Popular YouTuber Dhruv Rathee has waded into the controversy over voters’ lists that national opposition parties including AAP have highlighted.
With the Delhi Assembly election due on February 5, AAP leaders have doubled down on their allegations of large-scale voter deletions and additions to give the BJP an edge.
Chief election commissioner Rajiv Kumar had on Tuesday dismissed allegations of manipulation in the electoral roll. He had underlined that no deletion could occur without thorough documentation, field verification, and giving the concerned individual an opportunity to be heard.
The national Opposition is not impressed.
Delhi chief minister Atishi, in her recent letter to the chief election commissioner, said that “between December 15 and January 2, applications for adding 10,500 new voters to the New Delhi Assembly constituency” were submitted.
She feared the addition of 10,000 new voters in a constituency with one lakh voters would “completely alter the election outcome”.
AAP leader Sanjay Singh claimed that the BJP tried to delete his wife’s name from the electoral rolls amid alleged deletion of Purvanchali voters in Delhi.
While AAP’s claims have been branded as “baseless” by poll officials, YouTuber Rathee, in his new video uploaded on Thursday night, declared that the concerns could not be brushed off so lightly.
He highlighted a few stories of people’s names allegedly being deleted.
Ahead of the 2024 Lok Sabha polls, on December 18, 2023, Mumbai’s Simantini Dhuru had just received her new voter ID card.

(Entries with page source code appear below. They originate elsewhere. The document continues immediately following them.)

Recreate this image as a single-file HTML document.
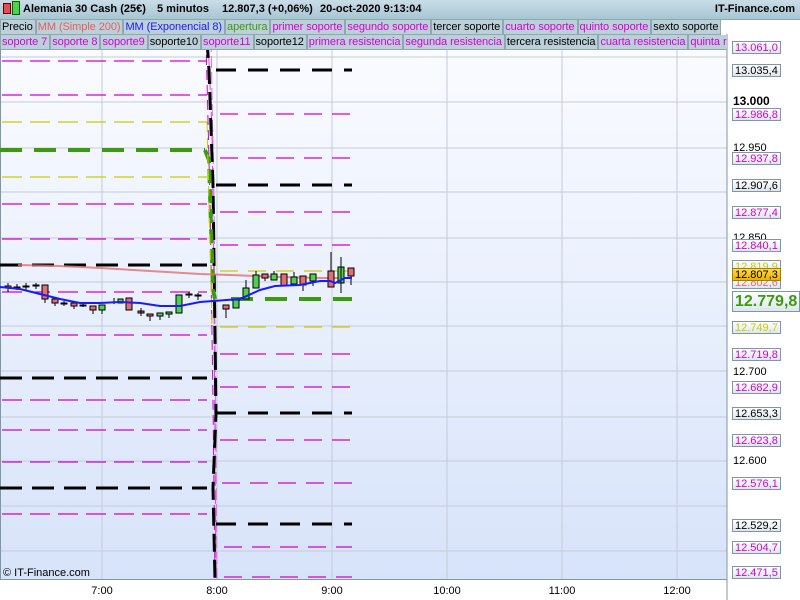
<!DOCTYPE html>
<html><head><meta charset="utf-8"><style>
body{margin:0;width:800px;height:600px;overflow:hidden;font-family:"Liberation Sans",sans-serif;background:#fff;position:relative}
#title{position:absolute;left:0;top:0;width:800px;height:19px;background:linear-gradient(#c9dde7,#a8c5d3);font-size:11px;font-weight:bold;line-height:19px;border-bottom:1px solid #8aa}
#title span{position:absolute;top:0;white-space:nowrap}
.row{position:absolute;left:0;height:15px;font-size:11px;line-height:14px;white-space:nowrap;display:flex;letter-spacing:-0.07px}
.row div{background:#bcd0da;border:1px solid #8fa7b3;border-top:none;padding:0 2px 0 1px;height:14px}
.m{color:#d400d4}.k{color:#000}
.lbl{position:absolute;left:732px;font-size:11px;line-height:12px;height:13px;padding:0 2px;border:1px solid #7f97a3;background:linear-gradient(#fff,#dde6ee);box-sizing:border-box}
.ax{position:absolute;left:733px;font-size:11px;line-height:12px}
.t{position:absolute;top:585px;font-size:11px;transform:translateX(-50%)}
</style></head><body>
<svg width="800" height="600" style="position:absolute;left:0;top:0">
<defs><linearGradient id="bg" x1="0" y1="0" x2="0" y2="1"><stop offset="0" stop-color="#fbfcff"/><stop offset="1" stop-color="#d7e3fa"/></linearGradient></defs>
<rect x="0" y="34" width="727" height="545" fill="url(#bg)"/>
<g stroke="#c4cbd8" stroke-width="1">
<line x1="0" y1="57" x2="727" y2="57"/><line x1="0" y1="102" x2="727" y2="102"/><line x1="0" y1="148" x2="727" y2="148"/><line x1="0" y1="192" x2="727" y2="192"/><line x1="0" y1="238" x2="727" y2="238"/><line x1="0" y1="282" x2="727" y2="282"/><line x1="0" y1="326" x2="727" y2="326"/><line x1="0" y1="371" x2="727" y2="371"/><line x1="0" y1="417" x2="727" y2="417"/><line x1="0" y1="461" x2="727" y2="461"/><line x1="0" y1="506" x2="727" y2="506"/><line x1="0" y1="551" x2="727" y2="551"/>
<line x1="102" y1="34" x2="102" y2="579"/><line x1="217" y1="34" x2="217" y2="579"/><line x1="332" y1="34" x2="332" y2="579"/><line x1="447" y1="34" x2="447" y2="579"/><line x1="562" y1="34" x2="562" y2="579"/><line x1="677" y1="34" x2="677" y2="579"/>
</g>
<line x1="0" y1="579.5" x2="727" y2="579.5" stroke="#7f97a3"/>
<line x1="0.5" y1="34" x2="0.5" y2="580" stroke="#7f97a3"/>
<g fill="none" stroke-dasharray="20,8">
<g stroke="#d000d0" stroke-width="1.2"><line x1="2" y1="61" x2="207" y2="61"/><line x1="2" y1="95" x2="207" y2="95"/><line x1="2" y1="204" x2="207" y2="204"/><line x1="2" y1="239" x2="207" y2="239"/><line x1="2" y1="292" x2="207" y2="292"/><line x1="2" y1="335" x2="207" y2="335"/><line x1="2" y1="400" x2="207" y2="400"/><line x1="2" y1="430" x2="207" y2="430"/><line x1="2" y1="462" x2="207" y2="462"/><line x1="2" y1="514" x2="207" y2="514"/></g>
<g stroke="#cccc00" stroke-width="1.2"><line x1="2" y1="122" x2="207" y2="122"/><line x1="2" y1="177" x2="207" y2="177"/></g>
</g>
<g fill="none" stroke="#000" stroke-width="3" stroke-dasharray="22,10"><line x1="0" y1="265" x2="207" y2="265"/><line x1="0" y1="378" x2="207" y2="378"/><line x1="0" y1="488" x2="207" y2="488"/></g>
<line x1="0" y1="150" x2="205" y2="150" stroke="#3c9a10" stroke-width="4" stroke-dasharray="22,12"/>
<g fill="none">
<path d="M208,40 L212,130 L214,300 L216,580" stroke="#e040e0" stroke-width="1" stroke-dasharray="14,4"/>
<path d="M206,40 L210,200 L213,400 L215,580" stroke="#d000d0" stroke-width="1" stroke-dasharray="10,5"/>
<path d="M211,40 L214,200 L217,580" stroke="#e070e0" stroke-width="1" stroke-dasharray="12,4"/>
<path d="M207,40 L209,70 L213,185 L216,413 L213,488 L215,580" stroke="#000" stroke-width="3" stroke-dasharray="18,8"/>
<path d="M205,150 L209,160 L213,290 L215,299" stroke="#3c9a10" stroke-width="4" stroke-dasharray="14,6"/>
<path d="M207,122 L212,327" stroke="#cccc00" stroke-width="1" stroke-dasharray="10,6"/>
</g>
<g fill="none" stroke-dasharray="20,12" stroke="#000" stroke-width="3"><line x1="216" y1="70" x2="352" y2="70"/><line x1="216" y1="185" x2="352" y2="185"/><line x1="216" y1="413" x2="352" y2="413"/><line x1="216" y1="524" x2="352" y2="524"/></g>
<g fill="none" stroke-dasharray="18,10" stroke="#d000d0" stroke-width="1.2"><line x1="220" y1="114" x2="352" y2="114"/><line x1="220" y1="158" x2="352" y2="158"/><line x1="220" y1="212" x2="352" y2="212"/><line x1="220" y1="245" x2="352" y2="245"/><line x1="220" y1="354" x2="352" y2="354"/><line x1="220" y1="387" x2="352" y2="387"/><line x1="220" y1="440" x2="352" y2="440"/><line x1="222" y1="483" x2="352" y2="483"/><line x1="224" y1="547" x2="352" y2="547"/><line x1="224" y1="577" x2="352" y2="577"/></g>
<g fill="none" stroke-dasharray="18,10" stroke="#cccc00" stroke-width="1.2"><line x1="220" y1="271" x2="352" y2="271"/><line x1="220" y1="327" x2="352" y2="327"/></g>
<line x1="231" y1="299" x2="352" y2="299" stroke="#3c9a10" stroke-width="4" stroke-dasharray="22,12"/>
<polyline fill="none" stroke="#e07070" stroke-width="2" opacity=".8" points="18,265 60,266 100,268 150,271 200,274 230,275 280,277 320,278 350,278"/>
<g stroke="#000" stroke-width="1">
<line x1="8" y1="283" x2="8" y2="292"/><rect x="5" y="286" width="6" height="2" fill="#e07070"/>
<line x1="17" y1="284" x2="17" y2="290"/><rect x="14" y="287" width="6" height="1" fill="#e07070"/>
<line x1="26" y1="283" x2="26" y2="290"/><rect x="23" y="286" width="6" height="1" fill="#000"/>
<line x1="36" y1="283" x2="36" y2="289"/><rect x="33" y="285" width="6" height="1" fill="#000"/>
<line x1="45" y1="285" x2="45" y2="303"/><rect x="42" y="285" width="6" height="14" fill="#e07070"/>
<rect x="52" y="299" width="6" height="4" fill="#e07070"/><line x1="55" y1="303" x2="55" y2="306"/>
<line x1="64" y1="301" x2="64" y2="306"/><rect x="61" y="303" width="6" height="1" fill="#000"/>
<rect x="71" y="303" width="6" height="3" fill="#e07070"/><line x1="74" y1="306" x2="74" y2="309"/>
<rect x="80" y="305" width="6" height="1" fill="#000"/><line x1="83" y1="302" x2="83" y2="307"/>
<rect x="90" y="306" width="6" height="4" fill="#e07070"/><line x1="93" y1="310" x2="93" y2="314"/>
<rect x="99" y="305" width="6" height="5" fill="#50d050"/><line x1="102" y1="310" x2="102" y2="314"/>
<line x1="114" y1="298" x2="114" y2="304"/><rect x="118" y="299" width="5" height="4" fill="#50d050"/>
<rect x="126" y="298" width="6" height="12" fill="#e07070"/>
<rect x="138" y="311" width="6" height="2" fill="#e07070"/><line x1="141" y1="308" x2="141" y2="316"/>
<rect x="147" y="314" width="6" height="2" fill="#e07070"/><line x1="150" y1="316" x2="150" y2="321"/>
<rect x="157" y="313" width="6" height="3" fill="#50d050"/><line x1="160" y1="316" x2="160" y2="320"/>
<rect x="166" y="312" width="6" height="2" fill="#50d050"/><line x1="169" y1="314" x2="169" y2="318"/>
<rect x="176" y="295" width="6" height="18" fill="#50d050"/>
<line x1="189" y1="292" x2="189" y2="298"/><rect x="186" y="294" width="6" height="1" fill="#000"/>
<line x1="198" y1="293" x2="198" y2="300"/><rect x="195" y="295" width="6" height="1" fill="#000"/>
<rect x="223" y="305" width="6" height="4" fill="#e07070"/><line x1="226" y1="309" x2="226" y2="318"/>
<rect x="233" y="300" width="6" height="8" fill="#50d050"/>
<rect x="243" y="288" width="6" height="11" fill="#50d050"/><line x1="246" y1="280" x2="246" y2="288"/>
<rect x="253" y="275" width="6" height="13" fill="#50d050"/><line x1="256" y1="271" x2="256" y2="275"/>
<rect x="262" y="274" width="6" height="4" fill="#e07070"/><line x1="265" y1="278" x2="265" y2="281"/>
<rect x="271" y="274" width="6" height="6" fill="#50d050"/><line x1="274" y1="271" x2="274" y2="274"/>
<rect x="281" y="274" width="6" height="12" fill="#e07070"/>
<rect x="291" y="277" width="6" height="7" fill="#50d050"/><line x1="294" y1="272" x2="294" y2="277"/>
<rect x="300" y="276" width="6" height="9" fill="#e07070"/><line x1="303" y1="285" x2="303" y2="291"/>
<rect x="310" y="274" width="6" height="7" fill="#50d050"/><line x1="313" y1="281" x2="313" y2="286"/>
<rect x="328" y="271" width="6" height="16" fill="#e07070"/><line x1="331" y1="252" x2="331" y2="271"/>
<rect x="338" y="267" width="6" height="16" fill="#50d050"/><line x1="341" y1="257" x2="341" y2="293"/>
<rect x="348" y="268" width="6" height="8" fill="#e07070"/><line x1="351" y1="276" x2="351" y2="285"/>
</g>
<polyline fill="none" stroke="#1a1aff" stroke-width="2" points="0,287 20,289 40,294 60,299 80,303 100,303 120,302 140,303 160,306 180,306 200,302 240,299 260,290 275,286 300,285 320,281 330,281 335,283 345,278 352,278"/>
<line x1="727" y1="34" x2="727" y2="600" stroke="#7f97a3"/>
</svg>
<div id="title"><span style="left:3px;top:3px;width:6px;height:9px;background:#e05050;border:1px solid #600"></span><span style="left:12px;top:1px;width:6px;height:12px;background:#50d050;border:1px solid #060"></span>
<span style="left:23px">Alemania 30 Cash (25€)</span><span style="left:157px">5 minutos</span><span style="left:222px">12.807,3 (+0,06%)</span><span style="left:320px">20-oct-2020 9:13:04</span><span style="right:5px">IT-Finance.com</span></div>
<div class="row" style="top:20px"><div class="k">Precio</div><div style="color:#e06060">MM (Simple 200)</div><div style="color:#1a1aff">MM (Exponencial 8)</div><div style="color:#3c9a10">apertura</div><div class="m">primer soporte</div><div class="m">segundo soporte</div><div class="k">tercer soporte</div><div class="m">cuarto soporte</div><div class="m">quinto soporte</div><div class="k">sexto soporte</div></div>
<div class="row" style="top:35px;width:727px;overflow:hidden"><div class="m">soporte 7</div><div class="m">soporte 8</div><div class="m">soporte9</div><div class="k">soporte10</div><div class="m">soporte11</div><div class="k">soporte12</div><div class="m">primera resistencia</div><div class="m">segunda resistencia</div><div class="k">tercera resistencia</div><div class="m">cuarta resistencia</div><div class="m">quinta resistencia</div></div>
<div class="lbl m" style="top:41px">13.061,0</div>
<div class="lbl k" style="top:64px">13.035,4</div>
<div class="ax" style="top:95px;font-weight:bold;font-size:12px">13.000</div>
<div class="lbl m" style="top:108px">12.986,8</div>
<div class="ax" style="top:142px">12.950</div>
<div class="lbl m" style="top:152px">12.937,8</div>
<div class="lbl k" style="top:179px">12.907,6</div>
<div class="lbl m" style="top:206px">12.877,4</div>
<div class="ax" style="top:232px">12.850</div>
<div class="lbl m" style="top:239px">12.840,1</div>
<div class="lbl" style="top:260px;color:#cccc00">12.819,9</div>
<div class="lbl" style="top:276px;color:#e07070">12.802,6</div>
<div class="lbl k" style="top:268px;background:linear-gradient(#ffd84a,#f0b000);border-color:#a08000">12.807,3</div>
<div class="lbl" style="top:291px;height:21px;font-size:16px;line-height:19px;font-weight:bold;color:#3c9a10">12.779,8</div>
<div class="lbl" style="top:321px;color:#cccc00">12.749,7</div>
<div class="lbl m" style="top:348px">12.719,8</div>
<div class="ax" style="top:366px">12.700</div>
<div class="lbl m" style="top:381px">12.682,9</div>
<div class="lbl k" style="top:407px">12.653,3</div>
<div class="lbl m" style="top:434px">12.623,8</div>
<div class="ax" style="top:455px">12.600</div>
<div class="lbl m" style="top:477px">12.576,1</div>
<div class="lbl k" style="top:519px">12.529,2</div>
<div class="lbl m" style="top:541px">12.504,7</div>
<div class="lbl m" style="top:566px">12.471,5</div>
<div style="position:absolute;left:3px;top:567px;font-size:11px">© IT-Finance.com</div>
<div class="t" style="left:102px">7:00</div><div class="t" style="left:217px">8:00</div><div class="t" style="left:332px">9:00</div><div class="t" style="left:447px">10:00</div><div class="t" style="left:562px">11:00</div><div class="t" style="left:677px">12:00</div>
</body></html>
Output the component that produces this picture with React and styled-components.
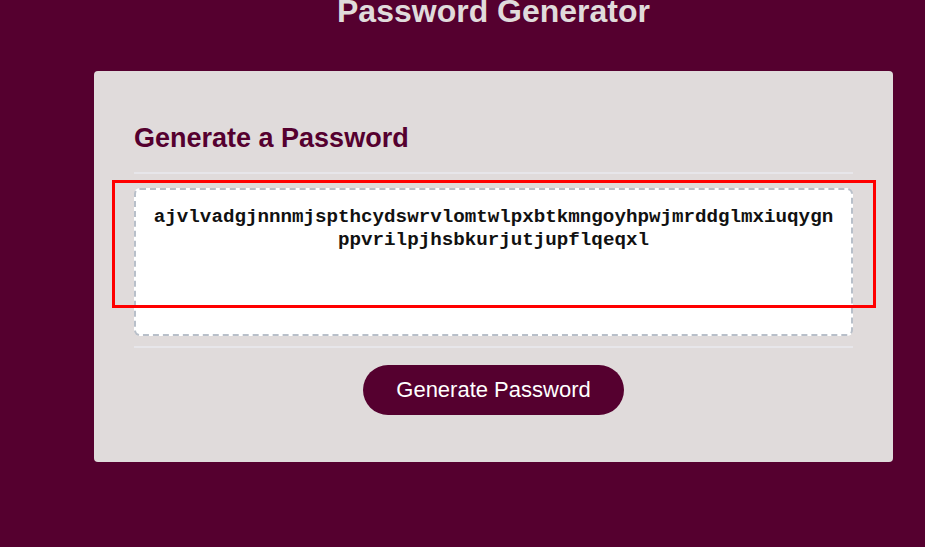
import React from 'react';
import styled, { createGlobalStyle } from 'styled-components';

const GlobalStyle = createGlobalStyle`
  html, body {
    margin: 0;
    padding: 0;
    background-color: #55002f;
    font-family: "Liberation Sans", Arial, sans-serif;
    overflow: hidden;
  }
`;

const Page = styled.div`
  position: relative;
  width: 925px;
  height: 547px;
  overflow: hidden;
`;

const Wrapper = styled.div`
  margin-left: 94px;
  width: 799px;
`;

const Title = styled.h1`
  margin: -7px 0 41px;
  text-align: center;
  font-size: 32px;
  font-weight: bold;
  color: #e0dbdb;
`;

const Card = styled.div`
  background-color: #e0dbdb;
  border-radius: 4px;
  padding: 0 40px;
`;

const CardHeader = styled.div`
  padding-top: 52px;
  padding-bottom: 18px;
  border-bottom: 2px solid #e7e6ea;
`;

const CardTitle = styled.h2`
  margin: 0;
  font-size: 27px;
  font-weight: bold;
  color: #55002f;
`;

const CardBody = styled.div`
  padding: 14px 0 10px;
  border-bottom: 2px solid #e7e6ea;
`;

const PasswordBox = styled.textarea`
  display: block;
  box-sizing: border-box;
  width: 100%;
  height: 148px;
  margin: 0;
  padding: 16px 14px 14px;
  border: 2px dashed #b8bfc9;
  border-radius: 6px;
  background: #ffffff;
  resize: none;
  overflow: hidden;
  outline: none;
  text-align: center;
  font-family: "Liberation Mono", "Courier New", monospace;
  font-size: 19.2px;
  font-weight: bold;
  line-height: 23px;
  color: #111;
`;

const CardFooter = styled.div`
  display: flex;
  justify-content: center;
  padding: 17px 0 47px;
`;

const Button = styled.button`
  width: 261px;
  height: 50px;
  border: none;
  border-radius: 25px;
  background-color: #55002f;
  color: #ffffff;
  font-family: "Liberation Sans", Arial, sans-serif;
  font-size: 22px;
  cursor: pointer;
`;

const Highlight = styled.div`
  position: absolute;
  left: 112px;
  top: 180px;
  width: 764px;
  height: 128px;
  box-sizing: border-box;
  border: 3px solid #ff0000;
  pointer-events: none;
`;

const password =
  'ajvlvadgjnnnmjspthcydswrvlomtwlpxbtkmngoyhpwjmrddglmxiuqygnppvrilpjhsbkurjutjupflqeqxl';

const App = () => {
  return (
    <>
      <GlobalStyle />
      <Page>
        <Wrapper>
          <Title>Password Generator</Title>
          <Card>
            <CardHeader>
              <CardTitle>Generate a Password</CardTitle>
            </CardHeader>
            <CardBody>
              <PasswordBox readOnly value={password} />
            </CardBody>
            <CardFooter>
              <Button>Generate Password</Button>
            </CardFooter>
          </Card>
        </Wrapper>
        <Highlight />
      </Page>
    </>
  );
};

export default App;
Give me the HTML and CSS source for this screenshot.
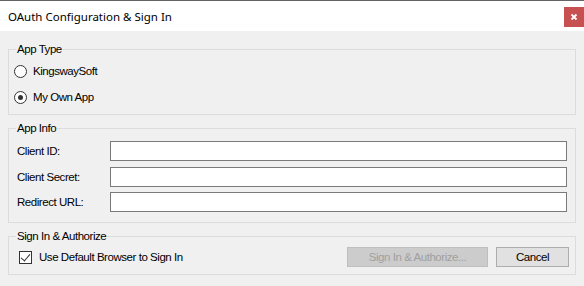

However, on polling day, the award-winning documentary director was shocked to discover that her name was deleted from the electoral rolls, as it was recorded that she was dead.
Later, it was allegedly found that someone named Keval Chiman Shah – who remains untraceable – had ordered the deletion of Dhuru’s name.
Dhuru is not the only victim, Rathee said in his video.
The names of lakhs of voters have been and are being deleted from electoral rolls in the same process, he claimed. “Tampering of the voter lists is being done systematically,” he declared..
The targeted voter deletions impacted election results, Rathee claimed as he scrutinised the BJP’s performance in the 2024 Lok Sabha polls. He claimed that “32,706 voters were struck off the lists” months before the saffron party won the Farrukhabad Lok Sabha seat “with just a margin of 2,678 votes”.
The most number of names were deleted from the Aliganj constituency, where around 30 per cent of the voters belonged to the Yadav and Muslim communities, he declared.
According to a report in the website Newslaundry, before the election, BJP MLA Satyapal Singh Rathore wrote to district administration and expressed concern about “bogus voters”. Within two weeks of Rathore’s letter, “277 voters were removed from four booths in Aliganj,” Rathee claimed.
According to Newslaundry, all the four booths concerned “housed voters only from the Yadav, Shakya, Jatav and Muslim communities”.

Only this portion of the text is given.